Ray juga mengomentari kewenangan itu, kata dia, sesuai namanya seharusnya Dewas KPK hanya melakukan fungsi pengawasan bukan malah melakukan pemberian izin. "Lalu siapa yang bisa memastikan bahwa dewasnya juga bekerja sesuai dengan aturan yang ada," tegasnya.

"Apakah mereka benar-benar memberi atau menolak izin atas dasar pertimbangan objektif atau subjektif," imbuh dia sambil menambahkan bisa saja tumpang tindih struktur organisasi ini membuat nama besar yang duduk jadi Dewan Pengawas KPK tak bisa bergerak maksimal.

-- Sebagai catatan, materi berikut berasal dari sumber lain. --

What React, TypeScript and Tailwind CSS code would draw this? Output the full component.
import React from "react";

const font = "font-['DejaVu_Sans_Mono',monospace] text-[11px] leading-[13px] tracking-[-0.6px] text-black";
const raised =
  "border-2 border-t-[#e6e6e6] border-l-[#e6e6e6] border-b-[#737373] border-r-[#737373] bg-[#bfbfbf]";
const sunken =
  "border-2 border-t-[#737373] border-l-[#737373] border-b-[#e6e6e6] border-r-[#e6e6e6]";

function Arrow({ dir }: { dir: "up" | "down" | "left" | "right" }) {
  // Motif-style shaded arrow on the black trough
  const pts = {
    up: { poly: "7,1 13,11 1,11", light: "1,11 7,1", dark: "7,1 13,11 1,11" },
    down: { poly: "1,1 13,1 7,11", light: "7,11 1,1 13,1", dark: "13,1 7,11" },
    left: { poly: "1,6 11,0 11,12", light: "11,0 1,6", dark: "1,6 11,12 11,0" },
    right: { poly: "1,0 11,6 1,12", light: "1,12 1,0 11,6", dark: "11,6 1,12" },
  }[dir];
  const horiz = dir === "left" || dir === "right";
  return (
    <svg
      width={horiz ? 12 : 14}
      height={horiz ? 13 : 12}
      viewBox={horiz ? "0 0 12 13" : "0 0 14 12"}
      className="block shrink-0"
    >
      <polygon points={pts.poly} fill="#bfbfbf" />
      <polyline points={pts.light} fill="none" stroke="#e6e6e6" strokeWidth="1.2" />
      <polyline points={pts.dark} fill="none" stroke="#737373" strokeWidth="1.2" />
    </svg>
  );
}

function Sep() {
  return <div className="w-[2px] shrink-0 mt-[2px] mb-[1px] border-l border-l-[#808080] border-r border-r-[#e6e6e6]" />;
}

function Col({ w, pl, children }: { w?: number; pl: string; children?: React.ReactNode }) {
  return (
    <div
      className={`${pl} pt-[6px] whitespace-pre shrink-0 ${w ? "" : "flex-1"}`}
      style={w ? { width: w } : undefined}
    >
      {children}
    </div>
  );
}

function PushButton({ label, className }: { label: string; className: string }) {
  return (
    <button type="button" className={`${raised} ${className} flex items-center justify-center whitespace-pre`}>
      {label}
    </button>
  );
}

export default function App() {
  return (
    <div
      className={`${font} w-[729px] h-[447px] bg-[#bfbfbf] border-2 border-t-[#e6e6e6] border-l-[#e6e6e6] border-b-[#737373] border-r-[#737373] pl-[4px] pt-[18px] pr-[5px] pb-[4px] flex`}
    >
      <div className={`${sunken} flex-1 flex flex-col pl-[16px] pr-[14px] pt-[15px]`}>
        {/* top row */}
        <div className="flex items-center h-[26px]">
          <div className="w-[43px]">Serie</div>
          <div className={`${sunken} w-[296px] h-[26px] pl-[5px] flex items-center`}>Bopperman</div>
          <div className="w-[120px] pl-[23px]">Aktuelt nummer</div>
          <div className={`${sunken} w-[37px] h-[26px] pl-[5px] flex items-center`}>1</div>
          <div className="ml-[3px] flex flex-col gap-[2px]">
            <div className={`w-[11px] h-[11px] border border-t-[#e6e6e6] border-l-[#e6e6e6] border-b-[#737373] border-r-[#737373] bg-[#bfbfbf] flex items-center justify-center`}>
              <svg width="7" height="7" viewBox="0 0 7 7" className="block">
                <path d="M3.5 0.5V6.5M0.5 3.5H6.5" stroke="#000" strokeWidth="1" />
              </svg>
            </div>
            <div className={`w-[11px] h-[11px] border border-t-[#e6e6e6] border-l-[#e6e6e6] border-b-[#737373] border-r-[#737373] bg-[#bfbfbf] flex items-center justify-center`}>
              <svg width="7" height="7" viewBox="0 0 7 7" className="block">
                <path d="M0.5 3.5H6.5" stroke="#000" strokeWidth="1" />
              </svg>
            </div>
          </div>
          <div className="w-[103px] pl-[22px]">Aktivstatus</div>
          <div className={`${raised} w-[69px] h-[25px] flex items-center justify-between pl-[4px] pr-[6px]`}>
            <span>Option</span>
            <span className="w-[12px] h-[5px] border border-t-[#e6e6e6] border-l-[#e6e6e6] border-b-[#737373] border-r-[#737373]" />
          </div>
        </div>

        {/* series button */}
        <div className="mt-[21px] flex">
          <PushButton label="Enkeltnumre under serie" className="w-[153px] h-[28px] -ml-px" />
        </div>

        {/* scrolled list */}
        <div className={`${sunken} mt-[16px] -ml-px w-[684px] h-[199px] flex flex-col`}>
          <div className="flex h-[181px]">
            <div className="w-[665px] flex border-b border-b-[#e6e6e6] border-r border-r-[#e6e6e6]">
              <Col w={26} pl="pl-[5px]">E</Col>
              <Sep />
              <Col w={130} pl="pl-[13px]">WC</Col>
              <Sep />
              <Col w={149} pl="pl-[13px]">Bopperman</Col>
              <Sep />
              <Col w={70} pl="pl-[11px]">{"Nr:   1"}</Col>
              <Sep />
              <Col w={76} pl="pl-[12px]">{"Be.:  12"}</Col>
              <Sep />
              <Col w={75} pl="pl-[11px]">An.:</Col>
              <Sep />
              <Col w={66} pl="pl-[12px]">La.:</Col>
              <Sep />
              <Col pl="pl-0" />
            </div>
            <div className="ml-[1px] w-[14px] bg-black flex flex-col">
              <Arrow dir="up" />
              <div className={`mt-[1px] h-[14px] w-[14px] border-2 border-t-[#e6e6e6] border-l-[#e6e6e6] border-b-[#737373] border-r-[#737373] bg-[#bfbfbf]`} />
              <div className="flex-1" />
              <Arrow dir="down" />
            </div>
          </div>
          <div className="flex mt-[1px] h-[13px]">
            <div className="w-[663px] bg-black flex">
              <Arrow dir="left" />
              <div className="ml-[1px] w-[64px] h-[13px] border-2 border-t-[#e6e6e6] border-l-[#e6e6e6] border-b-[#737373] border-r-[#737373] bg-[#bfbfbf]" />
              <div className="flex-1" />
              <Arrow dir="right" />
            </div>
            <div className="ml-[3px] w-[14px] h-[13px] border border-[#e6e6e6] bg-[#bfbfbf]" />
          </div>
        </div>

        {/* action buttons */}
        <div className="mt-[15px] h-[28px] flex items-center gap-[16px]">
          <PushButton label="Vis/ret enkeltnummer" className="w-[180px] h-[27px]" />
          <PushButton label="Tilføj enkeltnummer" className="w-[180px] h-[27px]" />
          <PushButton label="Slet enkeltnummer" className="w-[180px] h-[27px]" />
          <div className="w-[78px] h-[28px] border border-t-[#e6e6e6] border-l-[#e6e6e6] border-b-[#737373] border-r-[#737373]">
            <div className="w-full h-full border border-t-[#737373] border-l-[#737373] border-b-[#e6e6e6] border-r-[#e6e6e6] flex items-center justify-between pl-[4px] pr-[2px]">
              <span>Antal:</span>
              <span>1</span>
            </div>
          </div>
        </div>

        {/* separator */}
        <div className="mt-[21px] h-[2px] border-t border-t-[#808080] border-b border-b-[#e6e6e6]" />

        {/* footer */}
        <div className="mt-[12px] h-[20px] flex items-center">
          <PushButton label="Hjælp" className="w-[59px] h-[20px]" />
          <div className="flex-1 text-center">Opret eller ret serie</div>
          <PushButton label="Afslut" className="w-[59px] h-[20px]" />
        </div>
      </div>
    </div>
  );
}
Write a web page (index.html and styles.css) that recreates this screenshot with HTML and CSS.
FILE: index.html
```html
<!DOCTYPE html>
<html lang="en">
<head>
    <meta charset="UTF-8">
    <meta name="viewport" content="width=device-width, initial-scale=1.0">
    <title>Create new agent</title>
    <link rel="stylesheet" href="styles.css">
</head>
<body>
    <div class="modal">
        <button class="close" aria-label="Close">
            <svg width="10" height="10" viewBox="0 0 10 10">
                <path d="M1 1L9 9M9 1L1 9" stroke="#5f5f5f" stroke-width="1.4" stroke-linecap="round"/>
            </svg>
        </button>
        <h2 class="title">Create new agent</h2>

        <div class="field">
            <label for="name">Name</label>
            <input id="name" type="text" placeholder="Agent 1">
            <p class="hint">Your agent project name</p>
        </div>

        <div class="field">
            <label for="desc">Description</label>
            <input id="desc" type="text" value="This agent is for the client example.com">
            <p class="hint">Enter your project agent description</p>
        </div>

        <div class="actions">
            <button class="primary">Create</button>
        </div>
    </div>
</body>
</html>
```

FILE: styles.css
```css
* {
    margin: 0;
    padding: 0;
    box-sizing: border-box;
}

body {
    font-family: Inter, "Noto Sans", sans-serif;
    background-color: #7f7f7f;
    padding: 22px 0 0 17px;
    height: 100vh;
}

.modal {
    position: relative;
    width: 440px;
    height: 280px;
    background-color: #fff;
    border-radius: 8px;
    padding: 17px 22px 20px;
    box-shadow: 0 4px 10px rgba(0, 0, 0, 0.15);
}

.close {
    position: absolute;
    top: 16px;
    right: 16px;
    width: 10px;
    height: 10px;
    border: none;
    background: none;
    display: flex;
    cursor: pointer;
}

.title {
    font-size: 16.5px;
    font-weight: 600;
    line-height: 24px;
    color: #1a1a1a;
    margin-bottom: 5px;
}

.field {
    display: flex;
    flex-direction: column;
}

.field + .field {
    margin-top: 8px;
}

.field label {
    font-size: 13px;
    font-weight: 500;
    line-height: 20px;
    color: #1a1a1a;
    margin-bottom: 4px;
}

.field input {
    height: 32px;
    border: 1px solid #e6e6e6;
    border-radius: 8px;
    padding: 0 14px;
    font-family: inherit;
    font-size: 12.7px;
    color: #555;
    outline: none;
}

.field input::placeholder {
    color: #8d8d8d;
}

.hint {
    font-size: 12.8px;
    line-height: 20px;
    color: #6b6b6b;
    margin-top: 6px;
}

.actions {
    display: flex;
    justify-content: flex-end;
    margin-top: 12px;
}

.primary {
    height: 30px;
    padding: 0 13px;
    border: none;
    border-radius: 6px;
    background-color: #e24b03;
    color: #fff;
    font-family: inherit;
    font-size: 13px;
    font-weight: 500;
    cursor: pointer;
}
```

Tudingan Ray kemudian dijawab oleh pemerintah. Menteri Koordinator bidang Politik, Hukum, dan Keamanan (Menkopolhukam) Mahfud MD dengan enteng mengatakan keputusan pemerintah memang kerap tak bisa menyenangkan semua pihak. Dia bahkan mengatakan, apapun keputusan yang ada sudah biasa jika pemerintah disalahkan.

"Di Indonesia itu apa-apa selalu disalahkan. Dulu kalau ketika ada pikiran bahwa nanti Dewas KPK itu jangan dipilih DPR. Kalau DPR itu politik, main mata dan sebagainya. Sekarang sesudah dipilih presiden dikritik lagi. Katanya orang presiden semua," kata Mahfud kepada wartawan di Jakarta, Minggu, 22 Desember.

Kebijakan itu, kata mantan Ketua Mahkamah Konstitusi (MK), sudah biasa jika diprotes atau dikritik masyarakat. Tapi, meski gelombang protes dan kritik terus ada,  pemerintah harus menjalankan apa yang sudah diamanatkan oleh undang-undang.

"Kembalikan saja ke undang-undang. Kalau nanti misalnya ditentukan itu dipilih oleh DPR protes ramai lagi. Kalau dipilih oleh presiden masih ada orang yang memprotes, seperti Ray Rangkuti atau Haris Azhar, ya terus mau gimana? Negara ini harus jalan, kan harus begitu," tegasnya.

Tak hanya Mahfud, Tenaga Ahli Utama Kantor Staf Presiden (KSP) Ali Mochtar Ngabalin juga mengomentari soal pernyataan Ray Rangkuti. Menurut dia, orang-orang tersebut bukanlah All President Men tapi manusia setengah dewa.

Ngabalin menilai, pengangkatan Tumpak Hatorangan Panggabean, Albertina Ho, Artidjo Alkostar, Syamsudin Haris, dan Harjono adalah pembuktian Jokowi atas keraguan publik soal Dewas KPK. "Itu yang saya selalu bilang Pak Jokowi, top markotop sekaligus memberikan jawaban kepada publik ya," ungkap Ngabalin di Jakarta, Minggu, 22 Desember.

"Perintah undang-undang untuk pertama kali presiden yang memilih, menunjuk, mengangkat, dan melantik dewan pengawas (KPK)," imbuhnya.

Alasan Ngabalin menyebut, lima manusia ini sebagai manusia setengah dewa karena menurutnya mereka adalah manusia yang sudah selesai dengan duniawi dan memilih berbakti bagi negara.

"Itulah kenapa saya selalu bilang, ini 'manusia-manusia setengah dewa', 50-70 persen sifat-sifat kenabian tentang akhlak ini sudah mereka miliki. Kalau kita ini kan masih jauh," tutupnya.